The plague also makes its appearance in an audio book I just finished – Rembrandt’s Mirror by Kim Deveraux  – which features a young servant who goes to work in the painter’s house in Amsterdam and ends up becoming his muse and model. I won’t reveal exactly how the plague fits in because that would reveal too much of the plot but I can recommend this book if you enjoy historical fiction set in the seventeenth century.

If you’re thinking the servant/painter’s house/Netherlands combination sounds familiar, you wouldn’t be far wrong because this is also the premise of Girl with a Pearl Earring  the best-selling novel by Tracy Chevalier set in the Delft studios of the painter Vermeer.Chevalier said she was inspired to write the book having seen the Vermeer painting at the Mauritshuis art museum in The Hague (you can hear her Ted talk on this here).

From the Mauritshuis it’s but a short step to the United Nations’ International Criminal Tribunal for the former Yugoslavia. This is a key location in   Edna O’Brien’s most recent novel The Little Red Chairs in which a war criminal known in his country as the Beast of Bosnia is found hiding in a remote Irish village. He is captured and taken to the Hague to stand trial for genocide just as Radovan Karadžić was and sentenced earlier this year to 40 years’ imprisonment for atrocities and war crimes.

Violence and crime committed during war also feature large in the novel I’ve just finished reading – Moskva by Jack Grimwood. It’s a page turner of a thriller that begins with the discovery of a young boy’s body at the foot of the Kremlin and the disappearance of the British Ambassador’s daughter. The year is 1985 and Gorbachev is the man who has just taken the hot seat as leader of the Soviet Union with the intent of rescuing the crumbling economic and political system. The plot takes us back to 1945 and the Russian advance on Berlin. What happened then is something the KGB and the Politburo would prefer remain a secret but they have a determined adversary in the form of Major Tom Fox, a man used to going undercover in some of the world’s hottest spots.

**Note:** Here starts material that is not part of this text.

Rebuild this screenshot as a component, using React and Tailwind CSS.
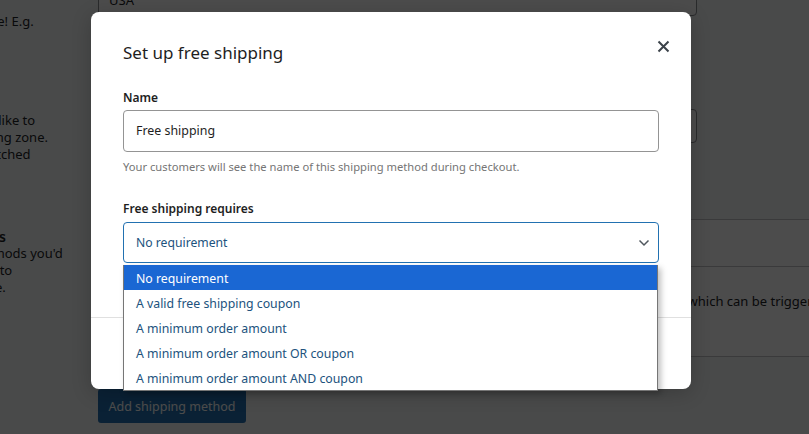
import React from "react";

const options = [
	"No requirement",
	"A valid free shipping coupon",
	"A minimum order amount",
	"A minimum order amount OR coupon",
	"A minimum order amount AND coupon",
];

function CloseIcon() {
	return (
		<svg width="13" height="13" viewBox="0 0 13 13" fill="none">
			<path d="M1.5 1.5l10 10M11.5 1.5l-10 10" stroke="#3c434a" strokeWidth="2" />
		</svg>
	);
}

function Chevron() {
	return (
		<svg width="12" height="8" viewBox="0 0 12 8" fill="none">
			<path d="M1.5 1.5l4.5 4.5 4.5-4.5" stroke="#50575e" strokeWidth="1.5" />
		</svg>
	);
}

// page behind the modal (mostly hidden by the overlay)
function ZonePage() {
	return (
		<div className="flex flex-col text-[13px] leading-[17px] text-[#1d2327]">
			{/* zone name */}
			<div className="flex h-[125px] -mt-[16px]">
				<div className="-ml-[135px] w-[215px] shrink-0 pt-[8px]">
					<div className="font-semibold whitespace-nowrap">Zone name</div>
					<div className="mt-[4px] whitespace-nowrap">Give your zone a name! E.g.</div>
					<div className="whitespace-nowrap">Local, or Worldwide.</div>
				</div>
				<div className="ml-[18px] w-[599px] h-[32px] shrink-0 flex items-center px-[10px] border border-[#8c8f94] rounded-[4px] bg-white">
					USA
				</div>
			</div>

			{/* zone regions */}
			<div className="flex h-[110px]">
				<div className="-ml-[135px] w-[215px] shrink-0 -mt-[18px]">
					<div className="font-semibold whitespace-nowrap">Zone regions</div>
					<div className="mt-[4px] whitespace-nowrap">List the regions you'd like to</div>
					<div className="whitespace-nowrap">include in your shipping zone.</div>
					<div className="whitespace-nowrap">Customers will be matched</div>
					<div className="whitespace-nowrap">against these regions.</div>
				</div>
				<div className="ml-[18px] w-[599px] h-[34px] shrink-0 flex items-center px-[10px] border border-[#8c8f94] rounded-[4px] bg-white">
					Start typing to filter zones
				</div>
			</div>

			{/* shipping methods */}
			<div className="flex">
				<div className="-ml-[135px] w-[215px] shrink-0 mt-[9px]">
					<div className="ml-[17px] text-[14px] font-semibold whitespace-nowrap">Shipping methods</div>
					<div className="whitespace-nowrap">Add the shipping methods you'd</div>
					<div className="whitespace-nowrap">like to make available to</div>
					<div className="whitespace-nowrap">customers in this zone.</div>
				</div>
				<div className="ml-[18px] flex flex-col shrink-0">
					<div className="w-[760px] border-y border-[#c3c4c7] bg-white">
						<div className="flex h-[47px] items-center border-b border-[#c3c4c7] font-semibold">
							<div className="w-[220px] shrink-0 pl-[16px]">Title</div>
							<div className="w-[163px] shrink-0">Enabled</div>
							<div>Description</div>
						</div>
						<div className="flex h-[89px] items-start pt-[26px]">
							<div className="w-[220px] shrink-0 pl-[16px]">Free shipping</div>
							<div className="w-[163px] shrink-0">Yes</div>
							<div className="whitespace-nowrap">
								Free shipping is a special method which can be triggered with coupons and minimum spends.
							</div>
						</div>
					</div>
					<button className="mt-[32px] w-[148px] h-[34px] rounded-[3px] bg-[#2271b1] text-white text-[12.5px]">
						Add shipping method
					</button>
				</div>
			</div>
		</div>
	);
}

export default function App() {
	return (
		<div className="relative w-[809px] h-[434px] overflow-hidden bg-[#f6f7f7] font-['Noto_Sans',sans-serif]">
			<ZonePage />

			{/* overlay */}
			<div className="absolute inset-0 bg-black/70"></div>

			{/* modal */}
			<div className="absolute left-[91px] top-[12px] w-[600px] h-[377px] flex flex-col bg-white rounded-[8px] shadow-[0_4px_20px_rgba(0,0,0,0.2)]">
				<div className="flex items-start justify-between pl-[32px] pr-[16px] pt-[28px]">
					<h1 className="text-[17px] leading-[26px] text-[#1e1e1e]">Set up free shipping</h1>
					<button className="w-[24px] h-[24px] -mt-[6px] flex items-center justify-center">
						<CloseIcon />
					</button>
				</div>

				<div className="flex-1 px-[32px]">
					<label className="block mt-[24px] text-[12px] leading-[16px] font-semibold text-[#1e1e1e]">
						Name
					</label>
					<div className="mt-[4px] h-[42px] flex items-center px-[12px] pt-[1px] border border-[#949494] rounded-[4px] text-[12.4px] text-[#1e1e1e]">
						Free shipping
					</div>
					<p className="mt-[7px] text-[11.2px] leading-[16px] text-[#757575]">
						Your customers will see the name of this shipping method during checkout.
					</p>

					<label className="block mt-[26px] text-[12px] leading-[16px] font-semibold text-[#1e1e1e]">
						Free shipping requires
					</label>
					<div className="relative mt-[5px]">
						<div className="h-[41px] flex items-center justify-between pl-[12px] pr-[8px] pt-[1px] border-[1.5px] border-[#2271b1] rounded-[4px] text-[12.2px] text-[#21527d]">
							<span>No requirement</span>
							<Chevron />
						</div>
						<ul className="absolute left-0 top-full mt-[2px] w-[535px] bg-white border border-t-0 border-[#767676] shadow-[3px_3px_6px_rgba(0,0,0,0.25)] z-10">
							{options.map((opt, i) => (
								<li
									key={opt}
									className={
										i === 0
											? "h-[25px] flex items-center pl-[12px] pt-[3px] text-[12.3px] bg-[#1a67d3] text-white"
											: "h-[25px] flex items-center pl-[12px] pt-[3px] text-[12.3px] text-[#21527d]"
									}
								>
									{opt}
								</li>
							))}
						</ul>
					</div>
				</div>

				<div className="h-[72px] flex items-center justify-end pr-[34px] border-t border-[#e0e0e0]">
					<button className="h-[36px] px-[12px] rounded-[2px] bg-[#3858e9] text-white text-[13px]">
						Create and save
					</button>
				</div>
			</div>
		</div>
	);
}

Moscow. Snow.  KGB. Bodies. It wouldn’t be a thriller set in Russia without these features and they don’t get much better than Gorky Park by Martin Cruz Smith, published in 1981. The story follows Arkady Renko, a chief investigator for the Militsiya, (the civil police) who is assigned to a case involving three corpses found in Gorky Park, an amusement park in Moscow, who have had their faces and fingertips cut off by the murderer to prevent identification. So realistic a picture did it depict of everyday life in pre-Glasnost era, that the book was immediately banned in the USSR. It’s still one of the best thrillers I’ve read set in Russia.

So in six smallish journeys we’ve gone from plague to political intrigue and from a small village in England to  a Dutch city in its golden years and from painters to men determined to get to the truth.